Saya menyaksikan betapa industri fashion pria, dari berbagai liputan saya di Pitti Uomo Florence, fashion week di Milan dan Paris setiap tahun, dikerjakan dengan sangat serius oleh orang-orang professional di bidangnya. Yang mana mereka mampu mencari ide dan inspirasi tanpa ada intervensi dari label lain untuk menjadi acuan, tapi melibatkan kebutuhan manusia sehari-hari, pendekatan pada kebiasaan individu dan perjalanan melihat sisi lain dari dunia ini. Begitulah mereka mencari cara untuk tetap bisa terus menciptkan kebaruan dalam fashion agar tidak terjebak dalam lingkaran trend. Memang kemajuan industri kita belum sebesar di kota mode dunia, tapi bukankah sebaiknya dimulai dengan cara yang benar instead of karena bisnis ini mendatangkan kentungan semata?

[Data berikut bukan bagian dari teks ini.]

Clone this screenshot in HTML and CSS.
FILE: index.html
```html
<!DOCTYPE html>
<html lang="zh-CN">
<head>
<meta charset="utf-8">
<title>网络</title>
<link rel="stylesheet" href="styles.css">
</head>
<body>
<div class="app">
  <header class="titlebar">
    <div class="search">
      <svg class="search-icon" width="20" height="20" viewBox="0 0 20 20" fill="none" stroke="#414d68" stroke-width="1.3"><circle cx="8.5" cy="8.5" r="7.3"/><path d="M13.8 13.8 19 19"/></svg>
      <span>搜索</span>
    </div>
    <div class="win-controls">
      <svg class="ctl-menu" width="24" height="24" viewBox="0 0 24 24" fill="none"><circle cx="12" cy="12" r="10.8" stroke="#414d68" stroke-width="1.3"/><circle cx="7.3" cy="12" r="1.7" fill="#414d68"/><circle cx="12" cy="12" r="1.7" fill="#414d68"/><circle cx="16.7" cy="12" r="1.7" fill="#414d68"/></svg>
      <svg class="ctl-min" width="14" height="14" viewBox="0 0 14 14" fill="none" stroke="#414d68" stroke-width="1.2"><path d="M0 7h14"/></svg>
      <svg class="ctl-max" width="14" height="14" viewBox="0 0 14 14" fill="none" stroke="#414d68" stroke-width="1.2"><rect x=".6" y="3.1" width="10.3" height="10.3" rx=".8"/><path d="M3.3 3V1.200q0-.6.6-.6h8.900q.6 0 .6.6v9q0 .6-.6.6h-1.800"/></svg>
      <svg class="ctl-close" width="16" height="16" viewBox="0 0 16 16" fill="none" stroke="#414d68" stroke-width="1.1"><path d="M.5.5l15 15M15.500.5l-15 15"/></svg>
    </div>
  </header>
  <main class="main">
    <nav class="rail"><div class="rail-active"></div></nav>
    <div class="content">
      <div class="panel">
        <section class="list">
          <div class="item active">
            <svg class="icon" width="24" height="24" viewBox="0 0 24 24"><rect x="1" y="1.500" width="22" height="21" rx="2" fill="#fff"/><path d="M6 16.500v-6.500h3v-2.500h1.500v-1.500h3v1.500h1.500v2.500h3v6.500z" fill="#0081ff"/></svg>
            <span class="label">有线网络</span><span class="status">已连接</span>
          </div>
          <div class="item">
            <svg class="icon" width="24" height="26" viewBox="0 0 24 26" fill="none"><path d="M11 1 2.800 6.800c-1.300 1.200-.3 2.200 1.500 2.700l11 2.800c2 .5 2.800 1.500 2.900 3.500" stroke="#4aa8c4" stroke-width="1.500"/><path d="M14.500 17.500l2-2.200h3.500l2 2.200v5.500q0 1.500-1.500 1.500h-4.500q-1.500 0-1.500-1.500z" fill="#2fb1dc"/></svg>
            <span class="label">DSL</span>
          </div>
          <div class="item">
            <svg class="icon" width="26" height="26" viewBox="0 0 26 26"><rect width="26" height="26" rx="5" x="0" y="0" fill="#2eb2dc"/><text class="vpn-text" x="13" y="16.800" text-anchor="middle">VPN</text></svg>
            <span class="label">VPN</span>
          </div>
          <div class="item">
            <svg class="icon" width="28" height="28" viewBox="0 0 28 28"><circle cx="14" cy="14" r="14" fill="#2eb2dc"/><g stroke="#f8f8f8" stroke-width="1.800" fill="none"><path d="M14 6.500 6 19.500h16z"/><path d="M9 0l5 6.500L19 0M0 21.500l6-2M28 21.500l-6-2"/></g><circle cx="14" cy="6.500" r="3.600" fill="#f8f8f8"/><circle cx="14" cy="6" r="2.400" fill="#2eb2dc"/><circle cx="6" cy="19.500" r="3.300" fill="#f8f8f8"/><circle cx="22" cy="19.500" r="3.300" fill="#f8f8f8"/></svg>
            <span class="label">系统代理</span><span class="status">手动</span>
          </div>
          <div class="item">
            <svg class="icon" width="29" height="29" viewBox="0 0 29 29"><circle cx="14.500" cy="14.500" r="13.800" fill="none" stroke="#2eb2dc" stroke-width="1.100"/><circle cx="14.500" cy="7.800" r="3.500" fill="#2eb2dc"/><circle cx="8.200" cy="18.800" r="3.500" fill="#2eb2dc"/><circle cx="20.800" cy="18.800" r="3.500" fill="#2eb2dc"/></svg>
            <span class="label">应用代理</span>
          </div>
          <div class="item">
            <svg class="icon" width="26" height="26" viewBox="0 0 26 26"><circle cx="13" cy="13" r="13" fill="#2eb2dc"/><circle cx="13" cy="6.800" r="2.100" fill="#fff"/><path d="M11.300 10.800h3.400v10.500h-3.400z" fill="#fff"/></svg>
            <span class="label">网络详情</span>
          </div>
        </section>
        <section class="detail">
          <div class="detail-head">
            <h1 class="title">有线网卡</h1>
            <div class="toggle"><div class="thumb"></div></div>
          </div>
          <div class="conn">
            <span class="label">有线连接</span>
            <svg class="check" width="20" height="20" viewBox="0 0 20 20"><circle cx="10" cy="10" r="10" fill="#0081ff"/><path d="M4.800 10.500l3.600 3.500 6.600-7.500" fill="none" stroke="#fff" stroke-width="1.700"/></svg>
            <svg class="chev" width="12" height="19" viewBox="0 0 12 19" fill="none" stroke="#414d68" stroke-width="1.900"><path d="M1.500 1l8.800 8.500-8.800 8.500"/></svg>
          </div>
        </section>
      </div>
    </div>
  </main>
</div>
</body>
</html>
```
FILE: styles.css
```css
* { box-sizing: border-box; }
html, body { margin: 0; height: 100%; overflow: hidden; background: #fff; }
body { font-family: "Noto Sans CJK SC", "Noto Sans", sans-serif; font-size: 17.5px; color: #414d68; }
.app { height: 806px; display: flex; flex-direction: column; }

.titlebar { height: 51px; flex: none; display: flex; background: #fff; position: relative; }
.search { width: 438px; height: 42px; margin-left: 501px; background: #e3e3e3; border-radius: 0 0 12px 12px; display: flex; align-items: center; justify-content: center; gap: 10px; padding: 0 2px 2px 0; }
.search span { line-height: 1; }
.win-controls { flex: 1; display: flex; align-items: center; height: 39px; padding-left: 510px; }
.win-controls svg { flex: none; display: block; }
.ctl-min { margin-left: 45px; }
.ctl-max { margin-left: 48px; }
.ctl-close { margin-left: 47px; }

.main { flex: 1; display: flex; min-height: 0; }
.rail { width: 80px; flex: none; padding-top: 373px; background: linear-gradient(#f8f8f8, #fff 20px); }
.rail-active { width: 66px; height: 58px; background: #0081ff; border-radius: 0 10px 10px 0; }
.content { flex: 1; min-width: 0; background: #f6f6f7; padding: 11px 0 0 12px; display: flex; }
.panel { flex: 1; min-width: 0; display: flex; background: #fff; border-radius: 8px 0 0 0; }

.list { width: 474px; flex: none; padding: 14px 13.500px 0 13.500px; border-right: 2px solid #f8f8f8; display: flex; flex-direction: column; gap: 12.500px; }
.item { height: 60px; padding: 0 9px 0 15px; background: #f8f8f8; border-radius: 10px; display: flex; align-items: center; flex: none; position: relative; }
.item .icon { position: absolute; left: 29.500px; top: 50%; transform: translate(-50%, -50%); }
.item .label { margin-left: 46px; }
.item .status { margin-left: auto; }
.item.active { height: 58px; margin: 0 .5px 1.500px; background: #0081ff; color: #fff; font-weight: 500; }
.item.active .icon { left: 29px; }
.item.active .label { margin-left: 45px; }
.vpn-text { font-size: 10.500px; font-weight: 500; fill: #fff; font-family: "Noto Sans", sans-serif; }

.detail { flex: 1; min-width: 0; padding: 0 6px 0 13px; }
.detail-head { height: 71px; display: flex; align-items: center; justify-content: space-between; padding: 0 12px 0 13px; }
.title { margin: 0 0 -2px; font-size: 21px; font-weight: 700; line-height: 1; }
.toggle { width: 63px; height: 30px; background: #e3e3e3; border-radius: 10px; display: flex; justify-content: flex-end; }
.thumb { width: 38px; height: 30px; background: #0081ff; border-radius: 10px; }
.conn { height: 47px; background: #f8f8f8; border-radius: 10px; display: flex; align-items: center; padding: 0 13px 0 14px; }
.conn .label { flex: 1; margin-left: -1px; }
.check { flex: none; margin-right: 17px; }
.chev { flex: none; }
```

Dan secara general, Pemerintah juga seharusnya menyediakan payung hukum untuk melindungi industri fashion Indonesia, yang mungkin akan saya bahas lain kali.
Jadi untuk saat ini, belum ada desainer dan jenama fashion pria Indonesia yang bagus menurut saya. Yang biasa-biasa saja mungkin banyak, tapi yang bagus? Ada yang tau? Yang memenuhi faktor-faktor yang saya sebut di atas? Saya membuat tulisan ini sebenarnya untuk mencari jenama dan desainer fashion pria untuk menjawab pertanyaan di atas. Dan juga untuk memberi informasi, kepada siapapun, bahwa slot fashion pria ini masih terbuka dengan lebar untuk dijadikan ladang usaha, terutama di pasar A dan B. Namun ingat, bisnis dan fashion adalah dua hal yang jauh berbeda, yang sebaiknya dikerjakan oleh masing-masing ahlinya. Semoga, tahun 2024 mendatang, fashion pria Indonesia bisa berada di posisi yang lebih tinggi lagi dengan mengutamakan kualitas terbaik.